In April, GO Lab and Collaborate CIC hosted a virtual roundtable bringing together public, civil society and academic partners who represented wide array of views on this question. In the roundtable discussion it was acknowledged that an effective model of accountability needs to bring a focus on learning and adaptation alongside the usual focus on value and effectiveness. Current performance systems are largely orientated towards the latter, with sharing of learning within and between providers and commissioners seldom encouraged — for a variety of reasons. These range from a belief that competition drives innovation, to the prioritisation of ‘compliance’ over learning.
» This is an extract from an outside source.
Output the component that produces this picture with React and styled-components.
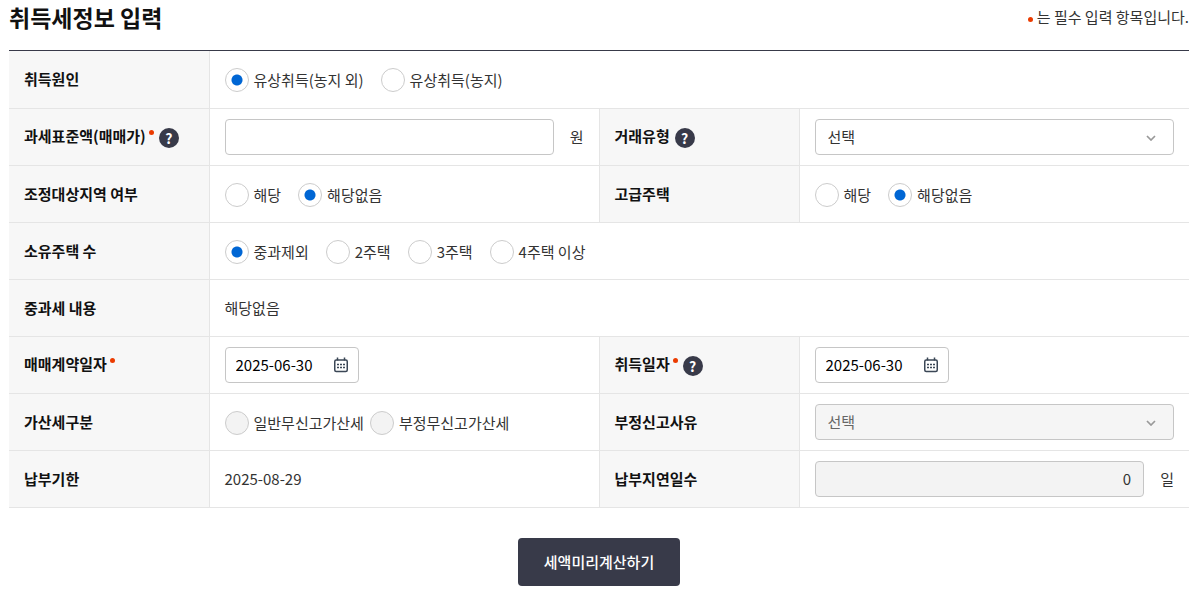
import React, { useState } from 'react';
import styled, { createGlobalStyle } from 'styled-components';

const Chevron = () => (
    <ChevronIcon viewBox="0 0 10 6" aria-hidden="true">
        <path d="M1 1l4 4 4-4" fill="none" stroke="#999" strokeWidth="1.7"/>
    </ChevronIcon>
);

const CalendarIcon = () => (
    <svg width="14" height="16" viewBox="0 0 14 16" aria-hidden="true">
        <rect x="0.75" y="3" width="12.5" height="11.5" rx="1.5" fill="none" stroke="#3b4756" strokeWidth="1.5"/>
        <path d="M3.5 0.5v3M10.5 0.5v3" stroke="#3b4756" strokeWidth="1.5"/>
        <path d="M3 7.5h2M6 7.5h2M9 7.5h2M3 10.5h2M6 10.5h2M9 10.5h2" stroke="#3b4756" strokeWidth="1.6"/>
    </svg>
);

const Help = ({label}) => <HelpButton type="button" aria-label={label}>?</HelpButton>;

const RadioList = ({name, options, initial, label, disabled}) => {
    const [value, setValue] = useState(initial);

    return (
        <RadioGroup role="radiogroup" aria-label={label} $tight={disabled}>
            {options.map((option) => (
                <RadioLabel key={option}>
                    <Radio type="radio" name={name} value={option}
                    checked={value === option} disabled={disabled}
                    onChange={() => setValue(option)}/>
                    {option}
                </RadioLabel>
            ))}
        </RadioGroup>
    );
};

const SelectBox = ({id, disabled}) => (
    <SelectWrap>
        <Select id={id} disabled={disabled}>
            <option>선택</option>
        </Select>
        <Chevron/>
    </SelectWrap>
);

const DateBox = ({id}) => {
    const [date, setDate] = useState('2025-06-30');

    return (
        <DateWrap>
            <DateInput id={id} type="text" value={date} onChange={(e) => setDate(e.target.value)}/>
            <CalendarButton type="button" aria-label="달력">
                <CalendarIcon/>
            </CalendarButton>
        </DateWrap>
    );
};

const App = () => {
    const [price, setPrice] = useState('');

    return (
        <Page>
            <GlobalStyle/>
            <Header>
                <Title>취득세정보 입력</Title>
                <Guide><Dot/>는 필수 입력 항목입니다.</Guide>
            </Header>
            <form onSubmit={(e) => e.preventDefault()}>
                <TableWrap>
                    <Table>
                        <colgroup>
                            <LabelCol/><col/><LabelCol/><col/>
                        </colgroup>
                        <tbody>
                            <tr>
                                <Th scope="row">취득원인</Th>
                                <Td colSpan={3}>
                                    <RadioList name="cause" label="취득원인" initial="유상취득(농지 외)"
                                    options={['유상취득(농지 외)', '유상취득(농지)']}/>
                                </Td>
                            </tr>
                            <tr>
                                <Th scope="row">
                                    <ThInner>
                                        <label htmlFor="price">과세표준액(매매가)</label>
                                        <Dot $raised/>
                                        <Help label="과세표준액 도움말"/>
                                    </ThInner>
                                </Th>
                                <Td>
                                    <Field>
                                        <TextInput id="price" type="text" value={price}
                                        onChange={(e) => setPrice(e.target.value)}/>
                                        <Unit>원</Unit>
                                    </Field>
                                </Td>
                                <Th scope="row">
                                    <ThInner>
                                        <label htmlFor="dealType">거래유형</label>
                                        <Help label="거래유형 도움말"/>
                                    </ThInner>
                                </Th>
                                <Td><SelectBox id="dealType"/></Td>
                            </tr>
                            <tr>
                                <Th scope="row">조정대상지역 여부</Th>
                                <Td>
                                    <RadioList name="area" label="조정대상지역 여부" initial="해당없음"
                                    options={['해당', '해당없음']}/>
                                </Td>
                                <Th scope="row">고급주택</Th>
                                <Td>
                                    <RadioList name="luxury" label="고급주택" initial="해당없음"
                                    options={['해당', '해당없음']}/>
                                </Td>
                            </tr>
                            <tr>
                                <Th scope="row">소유주택 수</Th>
                                <Td colSpan={3}>
                                    <RadioList name="houses" label="소유주택 수" initial="중과제외"
                                    options={['중과제외', '2주택', '3주택', '4주택 이상']}/>
                                </Td>
                            </tr>
                            <tr>
                                <Th scope="row">중과세 내용</Th>
                                <Td colSpan={3}>해당없음</Td>
                            </tr>
                            <tr>
                                <Th scope="row">
                                    <ThInner>
                                        <label htmlFor="contractDate">매매계약일자</label>
                                        <Dot $raised/>
                                    </ThInner>
                                </Th>
                                <Td><DateBox id="contractDate"/></Td>
                                <Th scope="row">
                                    <ThInner>
                                        <label htmlFor="acquireDate">취득일자</label>
                                        <Dot $raised/>
                                        <Help label="취득일자 도움말"/>
                                    </ThInner>
                                </Th>
                                <Td><DateBox id="acquireDate"/></Td>
                            </tr>
                            <tr>
                                <Th scope="row">가산세구분</Th>
                                <Td>
                                    <RadioList name="penalty" label="가산세구분" disabled
                                    options={['일반무신고가산세', '부정무신고가산세']}/>
                                </Td>
                                <Th scope="row"><label htmlFor="reason">부정신고사유</label></Th>
                                <Td><SelectBox id="reason" disabled/></Td>
                            </tr>
                            <tr>
                                <Th scope="row">납부기한</Th>
                                <Td>2025-08-29</Td>
                                <Th scope="row"><label htmlFor="delayDays">납부지연일수</label></Th>
                                <Td>
                                    <Field>
                                        <TextInput id="delayDays" type="text" value="0" disabled/>
                                        <Unit>일</Unit>
                                    </Field>
                                </Td>
                            </tr>
                        </tbody>
                    </Table>
                </TableWrap>
                <Actions>
                    <Submit type="submit">세액미리계산하기</Submit>
                </Actions>
            </form>
        </Page>
    );
};

const GlobalStyle = createGlobalStyle`
    * {
        box-sizing: border-box;
    }
    body {
        margin: 0;
        background: #fff;
    }
    body, input, select, button {
        font-family: "Noto Sans CJK KR", "Noto Sans", sans-serif;
        font-size: 15px;
        color: #333;
    }
`;

const Page = styled.main`
    padding: 0 10px 0 9px;
    line-height: 24px;
`;

const Header = styled.header`
    display: flex;
    justify-content: space-between;
    align-items: flex-start;
    height: 50px;
`;

const Title = styled.h2`
    margin: 0;
    font-size: 23px;
    font-weight: 700;
    line-height: 34px;
    color: #111;
`;

const Guide = styled.p`
    display: flex;
    align-items: center;
    gap: 4px;
    margin: 0;
    line-height: 34px;
`;

const Dot = styled.span`
    flex: none;
    width: 5px;
    height: 5px;
    border-radius: 50%;
    background: #eb3b00;
    margin: ${({$raised}) => ($raised ? '0 0 6px 3px' : '4px 0 0')};
`;

const TableWrap = styled.div`
    border-top: 1px solid #383a49;
`;

const Table = styled.table`
    width: 100%;
    table-layout: fixed;
    border-collapse: collapse;
`;

const LabelCol = styled.col`
    width: 200px;
`;

const Th = styled.th`
    height: 57px;
    padding: 0 15px;
    border-bottom: 1px solid #e5e5e5;
    background: #f7f7f7;
    color: #111;
    font-weight: 700;
    text-align: left;

    td + & {
        border-left: 1px solid #e5e5e5;
    }
`;

const ThInner = styled.div`
    display: flex;
    align-items: center;
    padding-bottom: 2px;
`;

const Td = styled.td`
    height: 57px;
    padding: 0 15px;
    border-bottom: 1px solid #e5e5e5;
    border-left: 1px solid #e5e5e5;
`;

const HelpButton = styled.button`
    width: 20px;
    height: 20px;
    margin: 4px 0 0 5px;
    padding: 0;
    border: none;
    border-radius: 50%;
    background: #383a49;
    color: #fff;
    font-size: 14px;
    font-weight: 700;
    line-height: 20px;
    cursor: pointer;
`;

const RadioGroup = styled.div`
    display: flex;
    gap: ${({$tight}) => ($tight ? '6px' : '17px')};
    padding-top: 2px;
`;

const RadioLabel = styled.label`
    display: flex;
    align-items: center;
    gap: 5px;
`;

const Radio = styled.input`
    appearance: none;
    width: 24px;
    height: 24px;
    margin: 0;
    border: 1px solid #ccc;
    border-radius: 50%;
    background: #fff;

    &:checked {
        background: radial-gradient(circle, #0066d4 5px, #fff 6px);
    }
    &:disabled {
        background: #f3f3f3;
    }
`;

const Field = styled.div`
    display: flex;
    align-items: center;
`;

const TextInput = styled.input`
    flex: 1;
    min-width: 0;
    height: 36px;
    padding: 0 12px;
    border: 1px solid #c6c6c6;
    border-radius: 4px;
    background: #fff;
    text-align: right;

    &:disabled {
        background: #f3f3f3;
        color: #333;
    }
`;

const Unit = styled.span`
    width: 30px;
    text-align: right;
`;

const SelectWrap = styled.div`
    position: relative;
`;

const Select = styled.select`
    appearance: none;
    display: block;
    width: 100%;
    height: 36px;
    padding: 0 36px 0 12px;
    border: 1px solid #c6c6c6;
    border-radius: 4px;
    background: #fff;

    &:disabled {
        background: #f5f5f5;
        color: #666;
        opacity: 1;
    }
`;

const ChevronIcon = styled.svg`
    position: absolute;
    top: 16px;
    right: 18px;
    width: 10px;
    height: 6px;
    pointer-events: none;
`;

const DateWrap = styled.div`
    display: flex;
    align-items: center;
    width: 134px;
    height: 36px;
    padding: 0 10px;
    border: 1px solid #c6c6c6;
    border-radius: 4px;
`;

const DateInput = styled.input`
    flex: 1;
    min-width: 0;
    padding: 0;
    border: none;
    outline: none;
    background: transparent;
    color: #000;
`;

const CalendarButton = styled.button`
    display: flex;
    padding: 0;
    border: none;
    background: transparent;
    cursor: pointer;
`;

const Actions = styled.div`
    display: flex;
    justify-content: center;
    padding-top: 30px;
`;

const Submit = styled.button`
    height: 48px;
    padding: 0 26px;
    border: none;
    border-radius: 4px;
    background: #383a49;
    color: #fff;
    font-weight: 500;
    cursor: pointer;
`;

export default App;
As many have acknowledged, this is problematic, as outsourcing through a model that inhibits providers returning their knowledge into the system results in a commissioner (and wider system) which understands less and less about the issue, the service, and the people they seek to support.

What is needed is an approach that brings together ‘value and effectiveness’ with ‘learning and adaptation’ in a context-informed way, seeing these as mutually supportive (rather than oppositional) ambitions.

The seven principles 

Below we identify seven principles that emerged from the discussion and can help underpin such an approach.

1. Start with a systems perspective: broaden your lens to uncover the multiple factors and actors that can help understand and address the issue. This helps surface what really matters as the foundation for making the case for and developing a helpful (rather than restrictive) approach to accountability. Understanding the perspective of people who access support, and citizens more widely, is an important part of this.

2. Build shared purpose: focusing on purpose can be a useful way to ensure direction without over-reliance on restrictive targets. Approaches to understanding different perspectives and developing shared purpose should be a collective endeavour — to bring together insights from across the system and to build lasting trusting relationships as a foundation for working towards the shared goal

3. Focus on enabling informed judgements: use feedback and learning to build the expertise of all stakeholders, including funders, practitioners, service users and citizens, so that everyone makes better informed decisions and judgements about how to achieve the best outcomes in different circumstances.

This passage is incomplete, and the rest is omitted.